Ada yang lebih hebat lagi, beberapa temanku bahkan bisa menangkap capung yang sedang terbang di udara bagai menangkap gelembung balon. Mereka hanya tinggal meloncat, melambaikan tangan, capung dalam genggaman, luar biasa. Aku hanya bisa berhasil melakukan itu sekali dua kali, selebihnya gagal.
Meski aku tak begitu mahir menangkap capung yang sedang terbang di udara, aku mahir menangkap capung yang sedang hinggap di ranting atau pucuk daun. Jika ada capung yang hinggap, mataku fokus, tanganku mengambil ancang-ancang beberapa cm di samping buruanku. Setelah aku merasa waktunya tepat (naluri pemburu mode on), aku menggerakkan tangan mendatar, cepat, pasti, sepersekian detik, capung tertangkap. Shock, capung itu terkejut dengan keadaannya sekarang, sayapnya terikat oleh dua jari manusia, tak bisa terbang. Capung itu menggeliat, memberontak. Percuma.
Aku memasukkannya ke dalam plastik yang telah dilubangi kecil-kecil agar capung di dalamnya bisa bernafas. Capung itu berputar-putar, mencari jalan keluar. Percuma. Cukup lama. Putus asa.
Aku mengamati capung yang terdiam itu. Bola matanya yang bundar dan besar berputar-putar. Sungguh lucu. Warna tubuhnya sungguh menawan, di dominasi warna biru cemerlang, berbelang kuning. Sayapnya bening, berwarna-warni, bagai warna pelangi saat memantulkan sinar matahari, sungguh cantik.
Aku duduk, sibuk memandangi capung tangkapanku. Tak peduli dengan perlombaan menangkap capung itu. Satu capung dalam genggaman, itu sudah cukup.

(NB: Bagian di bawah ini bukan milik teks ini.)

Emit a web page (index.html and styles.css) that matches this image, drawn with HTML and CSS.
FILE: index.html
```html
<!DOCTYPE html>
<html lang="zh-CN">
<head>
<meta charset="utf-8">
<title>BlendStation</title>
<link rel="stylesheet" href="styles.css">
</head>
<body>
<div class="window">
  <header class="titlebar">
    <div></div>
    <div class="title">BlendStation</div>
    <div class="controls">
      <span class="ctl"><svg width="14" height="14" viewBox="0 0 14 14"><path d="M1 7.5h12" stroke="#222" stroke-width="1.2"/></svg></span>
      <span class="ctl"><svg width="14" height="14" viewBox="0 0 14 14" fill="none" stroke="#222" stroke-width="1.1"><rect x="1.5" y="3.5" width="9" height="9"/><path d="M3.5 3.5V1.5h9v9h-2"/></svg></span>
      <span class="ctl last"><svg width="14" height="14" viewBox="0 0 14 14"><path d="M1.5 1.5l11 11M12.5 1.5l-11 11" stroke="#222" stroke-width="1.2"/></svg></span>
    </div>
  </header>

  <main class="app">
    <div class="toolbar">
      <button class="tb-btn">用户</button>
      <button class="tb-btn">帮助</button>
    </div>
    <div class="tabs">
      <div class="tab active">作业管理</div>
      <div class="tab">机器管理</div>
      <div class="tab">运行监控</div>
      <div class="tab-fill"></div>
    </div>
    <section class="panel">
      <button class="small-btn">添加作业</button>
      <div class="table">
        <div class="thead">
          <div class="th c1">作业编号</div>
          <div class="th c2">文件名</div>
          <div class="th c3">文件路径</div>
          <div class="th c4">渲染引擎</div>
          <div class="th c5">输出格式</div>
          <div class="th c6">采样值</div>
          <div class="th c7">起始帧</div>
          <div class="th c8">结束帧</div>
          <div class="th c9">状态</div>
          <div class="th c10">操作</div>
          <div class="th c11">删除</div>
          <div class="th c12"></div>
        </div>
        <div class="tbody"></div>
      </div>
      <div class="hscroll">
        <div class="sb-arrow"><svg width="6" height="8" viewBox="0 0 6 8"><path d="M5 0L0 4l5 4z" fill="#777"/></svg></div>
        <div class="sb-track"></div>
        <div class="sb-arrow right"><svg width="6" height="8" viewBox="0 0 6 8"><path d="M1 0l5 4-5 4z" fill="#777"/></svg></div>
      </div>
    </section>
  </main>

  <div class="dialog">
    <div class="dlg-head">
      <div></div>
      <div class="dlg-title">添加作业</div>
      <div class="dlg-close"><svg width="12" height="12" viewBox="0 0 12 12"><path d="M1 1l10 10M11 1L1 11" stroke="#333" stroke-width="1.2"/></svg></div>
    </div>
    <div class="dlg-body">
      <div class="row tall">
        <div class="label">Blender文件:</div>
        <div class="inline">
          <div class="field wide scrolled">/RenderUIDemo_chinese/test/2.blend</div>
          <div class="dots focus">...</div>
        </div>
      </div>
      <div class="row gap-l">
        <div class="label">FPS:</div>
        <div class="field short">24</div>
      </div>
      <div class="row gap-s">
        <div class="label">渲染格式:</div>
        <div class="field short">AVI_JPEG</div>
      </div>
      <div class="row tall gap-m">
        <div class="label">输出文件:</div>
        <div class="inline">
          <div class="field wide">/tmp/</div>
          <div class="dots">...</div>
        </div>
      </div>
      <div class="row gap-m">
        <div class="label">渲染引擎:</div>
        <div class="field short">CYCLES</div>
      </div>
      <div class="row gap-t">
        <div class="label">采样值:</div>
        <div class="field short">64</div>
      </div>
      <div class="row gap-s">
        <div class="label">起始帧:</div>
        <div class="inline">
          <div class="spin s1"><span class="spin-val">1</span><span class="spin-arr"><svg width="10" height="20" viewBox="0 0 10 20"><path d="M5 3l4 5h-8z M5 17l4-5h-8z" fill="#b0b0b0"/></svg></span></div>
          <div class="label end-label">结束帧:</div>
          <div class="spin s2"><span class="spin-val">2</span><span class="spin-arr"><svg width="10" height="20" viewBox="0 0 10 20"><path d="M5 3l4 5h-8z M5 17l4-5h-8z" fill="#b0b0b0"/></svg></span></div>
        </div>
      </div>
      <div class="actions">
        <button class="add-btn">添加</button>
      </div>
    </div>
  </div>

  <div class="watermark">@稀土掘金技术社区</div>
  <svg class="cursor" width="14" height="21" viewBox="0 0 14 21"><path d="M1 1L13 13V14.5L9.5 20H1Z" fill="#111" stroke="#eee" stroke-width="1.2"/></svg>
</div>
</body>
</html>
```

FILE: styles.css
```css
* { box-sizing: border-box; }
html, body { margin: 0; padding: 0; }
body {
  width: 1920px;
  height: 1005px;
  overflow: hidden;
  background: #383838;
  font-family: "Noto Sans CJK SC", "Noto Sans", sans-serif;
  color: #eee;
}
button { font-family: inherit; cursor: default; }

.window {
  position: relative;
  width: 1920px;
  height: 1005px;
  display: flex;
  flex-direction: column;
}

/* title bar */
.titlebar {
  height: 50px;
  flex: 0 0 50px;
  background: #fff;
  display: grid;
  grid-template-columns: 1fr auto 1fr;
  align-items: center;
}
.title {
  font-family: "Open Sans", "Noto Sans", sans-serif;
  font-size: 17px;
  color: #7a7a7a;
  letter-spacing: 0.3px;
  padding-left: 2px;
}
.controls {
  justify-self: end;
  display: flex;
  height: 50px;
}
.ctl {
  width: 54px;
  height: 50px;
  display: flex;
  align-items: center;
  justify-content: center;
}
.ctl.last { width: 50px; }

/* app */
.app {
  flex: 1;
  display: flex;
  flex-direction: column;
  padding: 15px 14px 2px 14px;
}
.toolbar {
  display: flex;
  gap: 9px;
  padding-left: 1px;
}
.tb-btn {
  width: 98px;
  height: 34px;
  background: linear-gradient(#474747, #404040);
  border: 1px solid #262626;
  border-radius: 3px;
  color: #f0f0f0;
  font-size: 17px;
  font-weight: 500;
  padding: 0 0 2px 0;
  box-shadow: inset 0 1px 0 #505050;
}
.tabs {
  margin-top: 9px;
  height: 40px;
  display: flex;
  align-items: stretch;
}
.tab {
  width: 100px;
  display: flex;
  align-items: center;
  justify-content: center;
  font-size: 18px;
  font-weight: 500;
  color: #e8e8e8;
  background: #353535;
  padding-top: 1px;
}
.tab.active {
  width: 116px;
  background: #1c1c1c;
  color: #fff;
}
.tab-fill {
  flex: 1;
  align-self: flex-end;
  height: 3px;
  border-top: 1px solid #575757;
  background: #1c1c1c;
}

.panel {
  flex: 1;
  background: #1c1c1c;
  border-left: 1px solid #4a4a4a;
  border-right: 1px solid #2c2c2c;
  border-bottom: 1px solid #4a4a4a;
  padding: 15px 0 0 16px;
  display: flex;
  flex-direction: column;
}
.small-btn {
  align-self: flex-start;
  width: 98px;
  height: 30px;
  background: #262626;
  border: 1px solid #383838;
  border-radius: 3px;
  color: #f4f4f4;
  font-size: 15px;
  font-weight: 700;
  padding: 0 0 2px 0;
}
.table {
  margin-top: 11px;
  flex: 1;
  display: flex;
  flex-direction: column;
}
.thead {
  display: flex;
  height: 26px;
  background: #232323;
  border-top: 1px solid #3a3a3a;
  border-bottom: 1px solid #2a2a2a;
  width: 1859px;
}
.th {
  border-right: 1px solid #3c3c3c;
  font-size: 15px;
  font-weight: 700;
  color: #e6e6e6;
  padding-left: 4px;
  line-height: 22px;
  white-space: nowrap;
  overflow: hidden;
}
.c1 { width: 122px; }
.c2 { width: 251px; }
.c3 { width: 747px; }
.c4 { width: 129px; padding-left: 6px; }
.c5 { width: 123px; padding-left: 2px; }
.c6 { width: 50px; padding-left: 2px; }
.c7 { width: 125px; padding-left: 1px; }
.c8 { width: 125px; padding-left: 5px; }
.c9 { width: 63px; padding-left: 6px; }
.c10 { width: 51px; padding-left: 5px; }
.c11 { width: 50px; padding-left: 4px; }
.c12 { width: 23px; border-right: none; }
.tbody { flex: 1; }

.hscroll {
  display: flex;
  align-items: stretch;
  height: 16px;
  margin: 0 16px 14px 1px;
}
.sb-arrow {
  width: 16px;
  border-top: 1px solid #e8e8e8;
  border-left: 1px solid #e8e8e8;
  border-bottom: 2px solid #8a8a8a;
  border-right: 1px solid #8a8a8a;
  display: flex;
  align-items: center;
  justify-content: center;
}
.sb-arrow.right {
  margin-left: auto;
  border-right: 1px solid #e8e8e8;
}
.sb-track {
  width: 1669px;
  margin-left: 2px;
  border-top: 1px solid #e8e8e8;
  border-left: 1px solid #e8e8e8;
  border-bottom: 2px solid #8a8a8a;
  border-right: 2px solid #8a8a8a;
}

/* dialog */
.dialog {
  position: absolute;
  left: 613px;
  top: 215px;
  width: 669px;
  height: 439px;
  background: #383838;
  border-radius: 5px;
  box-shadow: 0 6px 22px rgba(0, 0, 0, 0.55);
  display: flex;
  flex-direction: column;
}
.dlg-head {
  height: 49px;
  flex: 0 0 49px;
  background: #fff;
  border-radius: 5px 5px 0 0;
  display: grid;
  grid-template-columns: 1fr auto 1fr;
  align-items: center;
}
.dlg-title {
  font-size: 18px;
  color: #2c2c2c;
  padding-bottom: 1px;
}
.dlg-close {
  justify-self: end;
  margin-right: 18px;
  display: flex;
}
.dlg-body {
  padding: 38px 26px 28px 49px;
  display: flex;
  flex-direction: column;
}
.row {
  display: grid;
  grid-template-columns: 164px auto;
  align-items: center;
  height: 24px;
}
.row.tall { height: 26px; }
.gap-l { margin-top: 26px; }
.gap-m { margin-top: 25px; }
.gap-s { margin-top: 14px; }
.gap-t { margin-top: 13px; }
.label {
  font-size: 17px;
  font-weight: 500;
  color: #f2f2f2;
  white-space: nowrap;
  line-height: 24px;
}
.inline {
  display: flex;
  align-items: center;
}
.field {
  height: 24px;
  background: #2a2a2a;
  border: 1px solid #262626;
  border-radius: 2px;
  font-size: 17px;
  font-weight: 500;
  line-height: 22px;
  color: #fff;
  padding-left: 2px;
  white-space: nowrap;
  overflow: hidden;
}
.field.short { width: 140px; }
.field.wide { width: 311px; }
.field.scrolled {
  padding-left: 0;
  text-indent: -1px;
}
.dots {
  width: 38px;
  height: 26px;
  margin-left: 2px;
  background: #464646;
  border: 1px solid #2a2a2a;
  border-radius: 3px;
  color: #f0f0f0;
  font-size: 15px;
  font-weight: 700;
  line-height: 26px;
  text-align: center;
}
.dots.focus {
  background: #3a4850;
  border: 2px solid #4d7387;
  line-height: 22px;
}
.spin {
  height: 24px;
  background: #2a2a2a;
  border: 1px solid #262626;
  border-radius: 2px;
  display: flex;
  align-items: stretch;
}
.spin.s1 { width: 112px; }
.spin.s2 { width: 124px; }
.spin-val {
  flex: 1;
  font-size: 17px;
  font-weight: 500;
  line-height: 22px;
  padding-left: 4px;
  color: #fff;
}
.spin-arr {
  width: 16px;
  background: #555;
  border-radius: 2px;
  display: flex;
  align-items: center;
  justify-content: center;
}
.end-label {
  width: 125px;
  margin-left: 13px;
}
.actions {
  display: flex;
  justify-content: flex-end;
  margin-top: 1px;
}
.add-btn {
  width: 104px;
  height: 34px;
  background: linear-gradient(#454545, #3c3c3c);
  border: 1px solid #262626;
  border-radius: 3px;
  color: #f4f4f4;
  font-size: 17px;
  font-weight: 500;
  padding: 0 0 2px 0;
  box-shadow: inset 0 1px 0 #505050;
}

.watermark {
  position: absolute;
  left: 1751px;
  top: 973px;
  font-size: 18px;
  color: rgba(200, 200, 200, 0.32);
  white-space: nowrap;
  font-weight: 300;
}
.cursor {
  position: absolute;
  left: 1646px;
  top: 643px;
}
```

Capung itu mengepak-ngepak. Lemah. Entah mengapa aku kasihan. Ia terlihat pasrah, matanya tak lagi berbinar, sayu. Ia semakin lemah. Oh… aku tak ingin kalau capung ini sampai mati. Makhluk cantik ini tak boleh mati, tak boleh mati karenaku. Aku teringat kata Ibu, kalau aku tak boleh menyiksa binatang, dosa. Oh… Tuhan, apa yang sedang aku lakukan?

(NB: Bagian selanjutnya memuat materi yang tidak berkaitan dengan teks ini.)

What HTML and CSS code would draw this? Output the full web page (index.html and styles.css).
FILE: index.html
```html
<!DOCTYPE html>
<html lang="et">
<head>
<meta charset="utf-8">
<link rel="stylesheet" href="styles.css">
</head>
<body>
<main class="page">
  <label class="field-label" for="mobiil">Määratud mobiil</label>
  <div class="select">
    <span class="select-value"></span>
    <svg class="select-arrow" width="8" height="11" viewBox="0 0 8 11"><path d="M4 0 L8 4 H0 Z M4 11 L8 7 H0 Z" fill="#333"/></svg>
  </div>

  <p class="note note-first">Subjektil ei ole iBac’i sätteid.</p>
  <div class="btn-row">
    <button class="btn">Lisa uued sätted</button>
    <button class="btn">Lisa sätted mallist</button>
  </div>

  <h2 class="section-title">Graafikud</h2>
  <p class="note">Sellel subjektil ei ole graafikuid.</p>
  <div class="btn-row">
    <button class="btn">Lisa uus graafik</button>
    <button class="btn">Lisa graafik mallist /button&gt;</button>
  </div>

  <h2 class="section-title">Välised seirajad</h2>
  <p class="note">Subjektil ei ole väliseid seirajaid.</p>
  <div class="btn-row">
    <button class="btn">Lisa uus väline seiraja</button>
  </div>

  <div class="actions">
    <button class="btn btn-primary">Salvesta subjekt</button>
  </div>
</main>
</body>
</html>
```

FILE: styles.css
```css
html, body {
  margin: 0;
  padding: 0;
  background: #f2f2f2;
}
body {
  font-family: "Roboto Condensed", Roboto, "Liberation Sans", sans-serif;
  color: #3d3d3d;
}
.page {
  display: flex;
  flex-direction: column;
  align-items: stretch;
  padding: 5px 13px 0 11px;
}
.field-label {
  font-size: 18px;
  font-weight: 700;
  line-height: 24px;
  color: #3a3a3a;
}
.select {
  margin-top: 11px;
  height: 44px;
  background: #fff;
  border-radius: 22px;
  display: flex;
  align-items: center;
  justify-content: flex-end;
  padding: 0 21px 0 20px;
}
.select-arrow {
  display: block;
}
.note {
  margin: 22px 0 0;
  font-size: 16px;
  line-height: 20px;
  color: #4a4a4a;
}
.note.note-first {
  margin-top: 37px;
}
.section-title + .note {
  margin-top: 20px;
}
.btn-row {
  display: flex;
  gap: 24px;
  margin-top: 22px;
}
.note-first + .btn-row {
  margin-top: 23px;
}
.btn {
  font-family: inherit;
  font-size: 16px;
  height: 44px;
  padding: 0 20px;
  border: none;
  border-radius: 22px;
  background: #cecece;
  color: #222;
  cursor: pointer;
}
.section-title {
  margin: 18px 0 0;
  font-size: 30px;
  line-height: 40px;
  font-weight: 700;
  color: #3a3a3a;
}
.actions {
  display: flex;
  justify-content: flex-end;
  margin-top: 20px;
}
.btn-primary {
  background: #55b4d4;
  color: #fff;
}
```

Akhirnya aku memutuskan. Kuambil capung itu dari plastik, kujepit sayapnya dengan jariku. Kuangkat ke atas. Ku bebaskan ia. Sayapnya mengepak, sejenak linglung, terbangnya terseok-seok, namun dengan cepat ia menyeimbangkan tubuhnya, terbang ke atas, dan seakan menoleh ke arah ku, berkata “Terima Kasih”. Aku melambaikan tangan dan membalasnya “Sama-sama” (jangan pernah meremehkan imajinasi anak-anak, mereka pengkhayal yang hebat).
Kemudian, capung itu melesat, gesit, ke angkasa, tak terlihat. Aku menatap takzim kepergiannya. Aku merasa lebih bahagia.

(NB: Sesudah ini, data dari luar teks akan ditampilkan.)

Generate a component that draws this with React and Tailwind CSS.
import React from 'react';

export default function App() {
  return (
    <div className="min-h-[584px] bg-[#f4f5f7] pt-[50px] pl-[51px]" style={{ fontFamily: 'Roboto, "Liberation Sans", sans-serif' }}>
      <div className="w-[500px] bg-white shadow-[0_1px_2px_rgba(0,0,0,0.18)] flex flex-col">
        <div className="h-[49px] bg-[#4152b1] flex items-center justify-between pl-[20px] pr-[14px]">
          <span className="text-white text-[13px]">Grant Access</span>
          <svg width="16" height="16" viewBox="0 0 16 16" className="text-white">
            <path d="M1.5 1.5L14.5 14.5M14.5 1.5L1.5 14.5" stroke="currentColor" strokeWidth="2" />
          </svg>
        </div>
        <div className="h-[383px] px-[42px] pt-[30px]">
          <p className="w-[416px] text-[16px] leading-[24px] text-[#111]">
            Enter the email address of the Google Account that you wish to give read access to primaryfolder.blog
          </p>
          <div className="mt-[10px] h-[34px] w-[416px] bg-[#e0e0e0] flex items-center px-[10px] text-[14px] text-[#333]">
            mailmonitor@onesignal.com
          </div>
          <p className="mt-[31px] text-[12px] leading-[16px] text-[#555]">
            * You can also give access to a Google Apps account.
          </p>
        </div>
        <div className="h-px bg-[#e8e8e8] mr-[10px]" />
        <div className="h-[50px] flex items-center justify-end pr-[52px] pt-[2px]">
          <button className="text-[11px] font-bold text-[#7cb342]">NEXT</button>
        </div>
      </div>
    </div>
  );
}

Beberapa saat kemudian, temanku menghampiriku, bingung, melihat tanganku yang kosong.
“Ndi kinjeng mu? Gak entuk belas? (Mana capungmu? Tidak dapat sama sekali?)”, tanyanya heran.
Aku tersenyum dan berkata, “Sepertinya kita tidak usah berlomba menangkap capung lagi”.
Aku menunjuk plastik yang dipegang oleh temanku. Tiga ekor capung berebut tempat dan oksigen di dalamnya. Sambil memasang wajah serius aku kembali berkata, “Kalau mereka mati, arwah mereka akan menghantuimu tiap hari”.
Temanku bergidik, sambil tersenyum datar ia berkata, “Ah… enek-enek ae awakmu (Ah… ada-ada saja kamu)”.
Aku hanya tersenyum, melangkah pergi.
Di belakangku temanku itu buru-buru membuka plastiknya. Tiga ekor capung terbang. Bebas. Langit menyambutnya.
Hari-hari berikutnya aku rindu menangkap capung. Kenikmatan dan ketegangan menangkap capung menyergapku. Aku juga ingin melihat keindahan warnanya. Akhirnya, jika tidak tahan, aku menangkapnya, hanya melihatnya sebentar, lalu melepaskannya lagi.
Berbeda dengan capung, belalang mudah ditangkap. Bagi kami mereka tak terlalu gesit. Tapi kami tak begitu suka menangkap belalang. Selain tak ada kenikmatan saat menangkapnya (karena terlalu pasif, tak banyak bergerak, tak ada tantangan), belalang juga sering buang kotoran dan cairan bau saat di tangkap. Alhasil, kami harus cuci tangan bersih-bersih.
Semenjak itu, aku tak pernah menangkap capung dan belalang lagi. Aku cukup bahagia melihat mereka terbang sesuka hati, kesana-kemari, menghias angkasa. Ternyata yang seperti itu lebih indah, melihat mereka bahagia. Tak ada yang lebih bahagia melebihi kebebasan bukan?!.